Objective:
Word for word, quote all of the material, omitting the pictures.

[Start of Collected data]

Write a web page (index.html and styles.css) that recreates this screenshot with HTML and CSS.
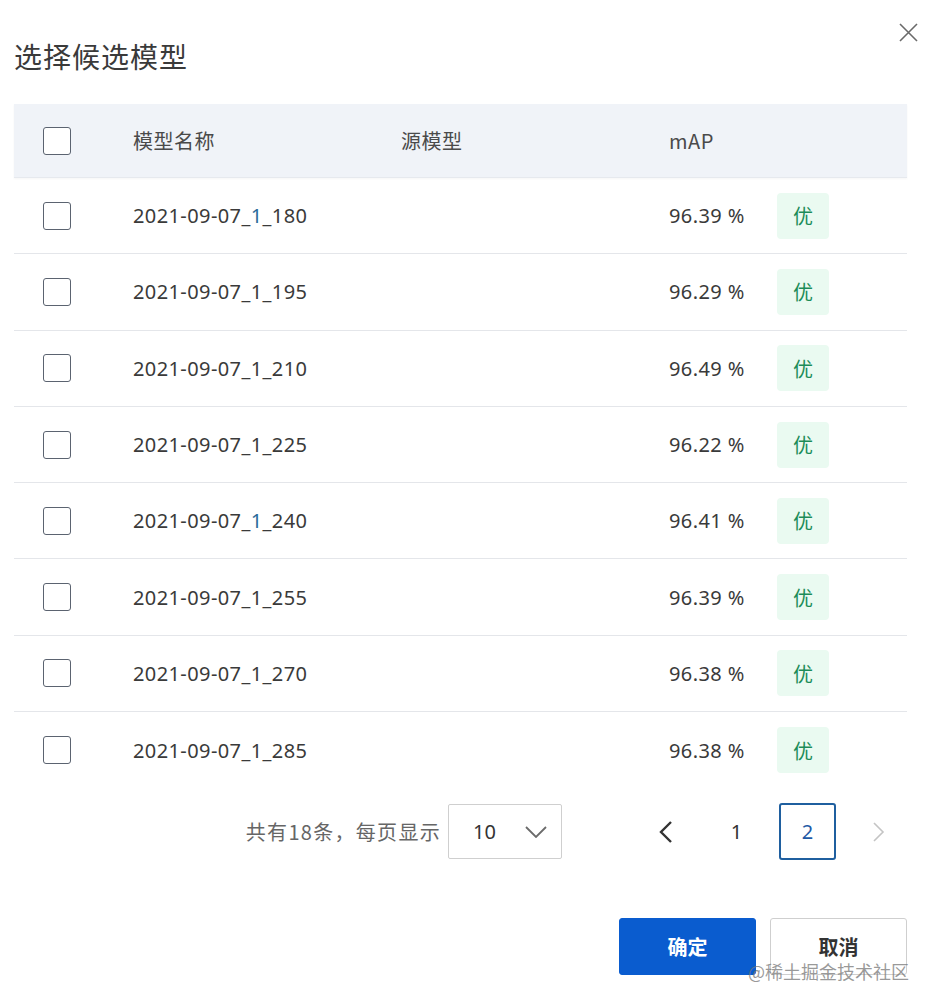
FILE: index.html
```html
<!DOCTYPE html>
<html lang="zh">
<head>
<meta charset="utf-8">
<title>选择候选模型</title>
<link rel="stylesheet" href="styles.css">
</head>
<body>
<div class="dialog">
  <button class="close" aria-label="关闭">
    <svg width="19" height="19" viewBox="0 0 19 19"><path d="M1 1L18 18M18 1L1 18" stroke="#6a6a6a" stroke-width="1.6" fill="none"/></svg>
  </button>
  <h1 class="title">选择候选模型</h1>

  <div class="table">
    <div class="row head">
      <div class="cell"><span class="check"></span></div>
      <div class="cell">模型名称</div>
      <div class="cell">源模型</div>
      <div class="cell">mAP</div>
      <div class="cell"></div>
    </div>
    <div class="row"><div class="cell"><span class="check"></span></div><div class="cell">2021-09-07_<span class="hl">1</span>_180</div><div class="cell"></div><div class="cell">96.39 %</div><div class="cell"><span class="badge">优</span></div></div>
    <div class="row"><div class="cell"><span class="check"></span></div><div class="cell">2021-09-07_1_195</div><div class="cell"></div><div class="cell">96.29 %</div><div class="cell"><span class="badge">优</span></div></div>
    <div class="row"><div class="cell"><span class="check"></span></div><div class="cell">2021-09-07_1_210</div><div class="cell"></div><div class="cell">96.49 %</div><div class="cell"><span class="badge">优</span></div></div>
    <div class="row"><div class="cell"><span class="check"></span></div><div class="cell">2021-09-07_1_225</div><div class="cell"></div><div class="cell">96.22 %</div><div class="cell"><span class="badge">优</span></div></div>
    <div class="row"><div class="cell"><span class="check"></span></div><div class="cell">2021-09-07_<span class="hl">1</span>_240</div><div class="cell"></div><div class="cell">96.41 %</div><div class="cell"><span class="badge">优</span></div></div>
    <div class="row"><div class="cell"><span class="check"></span></div><div class="cell">2021-09-07_1_255</div><div class="cell"></div><div class="cell">96.39 %</div><div class="cell"><span class="badge">优</span></div></div>
    <div class="row"><div class="cell"><span class="check"></span></div><div class="cell">2021-09-07_1_270</div><div class="cell"></div><div class="cell">96.38 %</div><div class="cell"><span class="badge">优</span></div></div>
    <div class="row last"><div class="cell"><span class="check"></span></div><div class="cell">2021-09-07_1_285</div><div class="cell"></div><div class="cell">96.38 %</div><div class="cell"><span class="badge">优</span></div></div>
  </div>

  <div class="pager">
    <span class="total">共有18条，每页显示</span>
    <div class="select">
      <span>10</span>
      <svg width="22" height="12" viewBox="0 0 22 12"><path d="M1 1L11 11L21 1" stroke="#6b6b6b" stroke-width="1.8" fill="none"/></svg>
    </div>
    <div class="pages">
      <span class="page nav"><svg width="14" height="22" viewBox="0 0 14 22"><path d="M12 1L2 11L12 21" stroke="#333" stroke-width="2.4" fill="none"/></svg></span>
      <span class="page">1</span>
      <span class="page active">2</span>
      <span class="page nav"><svg width="12" height="20" viewBox="0 0 12 20"><path d="M1 1L10 10L1 19" stroke="#c4c4c4" stroke-width="1.6" fill="none"/></svg></span>
    </div>
  </div>

  <div class="actions">
    <button class="btn primary">确定</button>
    <button class="btn">取消</button>
  </div>
  <div class="watermark">@稀土掘金技术社区</div>
</div>
</body>
</html>
```
FILE: styles.css
```css
* { box-sizing: border-box; }
html, body {
  margin: 0;
  background: #fff;
}
body {
  font-family: "Noto Sans", "Noto Sans CJK SC", sans-serif;
  color: #333;
}
.dialog {
  position: relative;
  width: 936px;
  height: 1008px;
  padding: 36px 29px 0 14px;
}
.close {
  position: absolute;
  top: 23px;
  right: 18px;
  width: 19px;
  height: 19px;
  padding: 0;
  border: 0;
  background: none;
  display: block;
}
.close svg { display: block; }
.title {
  margin: 0;
  font-family: "Noto Sans CJK SC", sans-serif;
  font-weight: 400;
  font-size: 28px;
  line-height: 40px;
  color: #3a3a3a;
  letter-spacing: 1px;
}
.table {
  margin-top: 28px;
}
.row {
  display: grid;
  grid-template-columns: 119px 268px 268px 108px 1fr;
  align-items: center;
  height: 76.3px;
  border-bottom: 1px solid #e4e6ea;
  font-size: 20px;
  letter-spacing: 0.4px;
  color: #3a3a3a;
}
.row.head {
  height: 74px;
  background: #f0f3f8;
  border-bottom: 1px solid #e6e9ee;
  color: #4a4a4a;
  letter-spacing: 0.5px;
  font-family: "Noto Sans CJK SC", sans-serif;
  box-shadow: 0 1px 2px rgba(0,0,0,0.04);
}
.row.last { border-bottom: 0; }
.cell { white-space: nowrap; }
.cell:first-child { padding-left: 29px; display: flex; }
.check {
  display: block;
  width: 28px;
  height: 28px;
  border: 1.6px solid #5b6370;
  border-radius: 3px;
  background: #fff;
}
.hl { color: #2a6a9a; }
.badge {
  display: inline-flex;
  align-items: center;
  justify-content: center;
  width: 52px;
  height: 46px;
  border-radius: 4px;
  background: #eafaf1;
  color: #1c8c58;
  font-family: "Noto Sans CJK SC", sans-serif;
  font-size: 20px;
  letter-spacing: 0;
}
.pager {
  display: flex;
  justify-content: flex-end;
  align-items: center;
  margin-top: 15px;
  height: 57px;
}
.total {
  font-family: "Noto Sans CJK SC", sans-serif;
  font-size: 20px;
  letter-spacing: 1.3px;
  color: #666;
  margin-right: 7px;
}
.select {
  display: flex;
  align-items: center;
  justify-content: space-between;
  width: 114px;
  height: 55px;
  padding: 0 14px 0 24px;
  border: 1px solid #cfcfcf;
  border-radius: 2px;
  font-size: 20px;
  color: #333;
}
.select svg { display: block; }
.pages {
  display: flex;
  gap: 14px;
  margin-left: 75px;
}
.page {
  display: flex;
  align-items: center;
  justify-content: center;
  width: 57px;
  height: 57px;
  font-size: 20px;
  color: #333;
}
.page.active {
  border: 2px solid #1f5f9f;
  border-radius: 3px;
  color: #1f5aa6;
}
.page svg { display: block; }
.actions {
  display: flex;
  justify-content: flex-end;
  gap: 14px;
  margin-top: 58px;
}
.btn {
  width: 137px;
  height: 57px;
  border: 1px solid #cfcfcf;
  border-radius: 3px;
  background: #fff;
  font-family: "Noto Sans CJK SC", sans-serif;
  font-size: 20px;
  font-weight: 700;
  color: #333;
  padding: 0;
}
.btn.primary {
  background: #0a5ccf;
  border-color: #0a5ccf;
  color: #fff;
}
.watermark {
  position: absolute;
  right: 27px;
  top: 958px;
  font-family: "Noto Sans CJK SC", sans-serif;
  font-size: 18px;
  line-height: 26px;
  color: rgba(120,120,120,0.75);
}
```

[End of Collected data]

Expected answer:
Write a web page (index.html and styles.css) that recreates this screenshot with HTML and CSS.
FILE: index.html
```html
<!DOCTYPE html>
<html lang="zh">
<head>
<meta charset="utf-8">
<title>选择候选模型</title>
<link rel="stylesheet" href="styles.css">
</head>
<body>
<div class="dialog">
  <button class="close" aria-label="关闭">
    <svg width="19" height="19" viewBox="0 0 19 19"><path d="M1 1L18 18M18 1L1 18" stroke="#6a6a6a" stroke-width="1.6" fill="none"/></svg>
  </button>
  <h1 class="title">选择候选模型</h1>

  <div class="table">
    <div class="row head">
      <div class="cell"><span class="check"></span></div>
      <div class="cell">模型名称</div>
      <div class="cell">源模型</div>
      <div class="cell">mAP</div>
      <div class="cell"></div>
    </div>
    <div class="row"><div class="cell"><span class="check"></span></div><div class="cell">2021-09-07_<span class="hl">1</span>_180</div><div class="cell"></div><div class="cell">96.39 %</div><div class="cell"><span class="badge">优</span></div></div>
    <div class="row"><div class="cell"><span class="check"></span></div><div class="cell">2021-09-07_1_195</div><div class="cell"></div><div class="cell">96.29 %</div><div class="cell"><span class="badge">优</span></div></div>
    <div class="row"><div class="cell"><span class="check"></span></div><div class="cell">2021-09-07_1_210</div><div class="cell"></div><div class="cell">96.49 %</div><div class="cell"><span class="badge">优</span></div></div>
    <div class="row"><div class="cell"><span class="check"></span></div><div class="cell">2021-09-07_1_225</div><div class="cell"></div><div class="cell">96.22 %</div><div class="cell"><span class="badge">优</span></div></div>
    <div class="row"><div class="cell"><span class="check"></span></div><div class="cell">2021-09-07_<span class="hl">1</span>_240</div><div class="cell"></div><div class="cell">96.41 %</div><div class="cell"><span class="badge">优</span></div></div>
    <div class="row"><div class="cell"><span class="check"></span></div><div class="cell">2021-09-07_1_255</div><div class="cell"></div><div class="cell">96.39 %</div><div class="cell"><span class="badge">优</span></div></div>
    <div class="row"><div class="cell"><span class="check"></span></div><div class="cell">2021-09-07_1_270</div><div class="cell"></div><div class="cell">96.38 %</div><div class="cell"><span class="badge">优</span></div></div>
    <div class="row last"><div class="cell"><span class="check"></span></div><div class="cell">2021-09-07_1_285</div><div class="cell"></div><div class="cell">96.38 %</div><div class="cell"><span class="badge">优</span></div></div>
  </div>

  <div class="pager">
    <span class="total">共有18条，每页显示</span>
    <div class="select">
      <span>10</span>
      <svg width="22" height="12" viewBox="0 0 22 12"><path d="M1 1L11 11L21 1" stroke="#6b6b6b" stroke-width="1.8" fill="none"/></svg>
    </div>
    <div class="pages">
      <span class="page nav"><svg width="14" height="22" viewBox="0 0 14 22"><path d="M12 1L2 11L12 21" stroke="#333" stroke-width="2.4" fill="none"/></svg></span>
      <span class="page">1</span>
      <span class="page active">2</span>
      <span class="page nav"><svg width="12" height="20" viewBox="0 0 12 20"><path d="M1 1L10 10L1 19" stroke="#c4c4c4" stroke-width="1.6" fill="none"/></svg></span>
    </div>
  </div>

  <div class="actions">
    <button class="btn primary">确定</button>
    <button class="btn">取消</button>
  </div>
  <div class="watermark">@稀土掘金技术社区</div>
</div>
</body>
</html>
```
FILE: styles.css
```css
* { box-sizing: border-box; }
html, body {
  margin: 0;
  background: #fff;
}
body {
  font-family: "Noto Sans", "Noto Sans CJK SC", sans-serif;
  color: #333;
}
.dialog {
  position: relative;
  width: 936px;
  height: 1008px;
  padding: 36px 29px 0 14px;
}
.close {
  position: absolute;
  top: 23px;
  right: 18px;
  width: 19px;
  height: 19px;
  padding: 0;
  border: 0;
  background: none;
  display: block;
}
.close svg { display: block; }
.title {
  margin: 0;
  font-family: "Noto Sans CJK SC", sans-serif;
  font-weight: 400;
  font-size: 28px;
  line-height: 40px;
  color: #3a3a3a;
  letter-spacing: 1px;
}
.table {
  margin-top: 28px;
}
.row {
  display: grid;
  grid-template-columns: 119px 268px 268px 108px 1fr;
  align-items: center;
  height: 76.3px;
  border-bottom: 1px solid #e4e6ea;
  font-size: 20px;
  letter-spacing: 0.4px;
  color: #3a3a3a;
}
.row.head {
  height: 74px;
  background: #f0f3f8;
  border-bottom: 1px solid #e6e9ee;
  color: #4a4a4a;
  letter-spacing: 0.5px;
  font-family: "Noto Sans CJK SC", sans-serif;
  box-shadow: 0 1px 2px rgba(0,0,0,0.04);
}
.row.last { border-bottom: 0; }
.cell { white-space: nowrap; }
.cell:first-child { padding-left: 29px; display: flex; }
.check {
  display: block;
  width: 28px;
  height: 28px;
  border: 1.6px solid #5b6370;
  border-radius: 3px;
  background: #fff;
}
.hl { color: #2a6a9a; }
.badge {
  display: inline-flex;
  align-items: center;
  justify-content: center;
  width: 52px;
  height: 46px;
  border-radius: 4px;
  background: #eafaf1;
  color: #1c8c58;
  font-family: "Noto Sans CJK SC", sans-serif;
  font-size: 20px;
  letter-spacing: 0;
}
.pager {
  display: flex;
  justify-content: flex-end;
  align-items: center;
  margin-top: 15px;
  height: 57px;
}
.total {
  font-family: "Noto Sans CJK SC", sans-serif;
  font-size: 20px;
  letter-spacing: 1.3px;
  color: #666;
  margin-right: 7px;
}
.select {
  display: flex;
  align-items: center;
  justify-content: space-between;
  width: 114px;
  height: 55px;
  padding: 0 14px 0 24px;
  border: 1px solid #cfcfcf;
  border-radius: 2px;
  font-size: 20px;
  color: #333;
}
.select svg { display: block; }
.pages {
  display: flex;
  gap: 14px;
  margin-left: 75px;
}
.page {
  display: flex;
  align-items: center;
  justify-content: center;
  width: 57px;
  height: 57px;
  font-size: 20px;
  color: #333;
}
.page.active {
  border: 2px solid #1f5f9f;
  border-radius: 3px;
  color: #1f5aa6;
}
.page svg { display: block; }
.actions {
  display: flex;
  justify-content: flex-end;
  gap: 14px;
  margin-top: 58px;
}
.btn {
  width: 137px;
  height: 57px;
  border: 1px solid #cfcfcf;
  border-radius: 3px;
  background: #fff;
  font-family: "Noto Sans CJK SC", sans-serif;
  font-size: 20px;
  font-weight: 700;
  color: #333;
  padding: 0;
}
.btn.primary {
  background: #0a5ccf;
  border-color: #0a5ccf;
  color: #fff;
}
.watermark {
  position: absolute;
  right: 27px;
  top: 958px;
  font-family: "Noto Sans CJK SC", sans-serif;
  font-size: 18px;
  line-height: 26px;
  color: rgba(120,120,120,0.75);
}
```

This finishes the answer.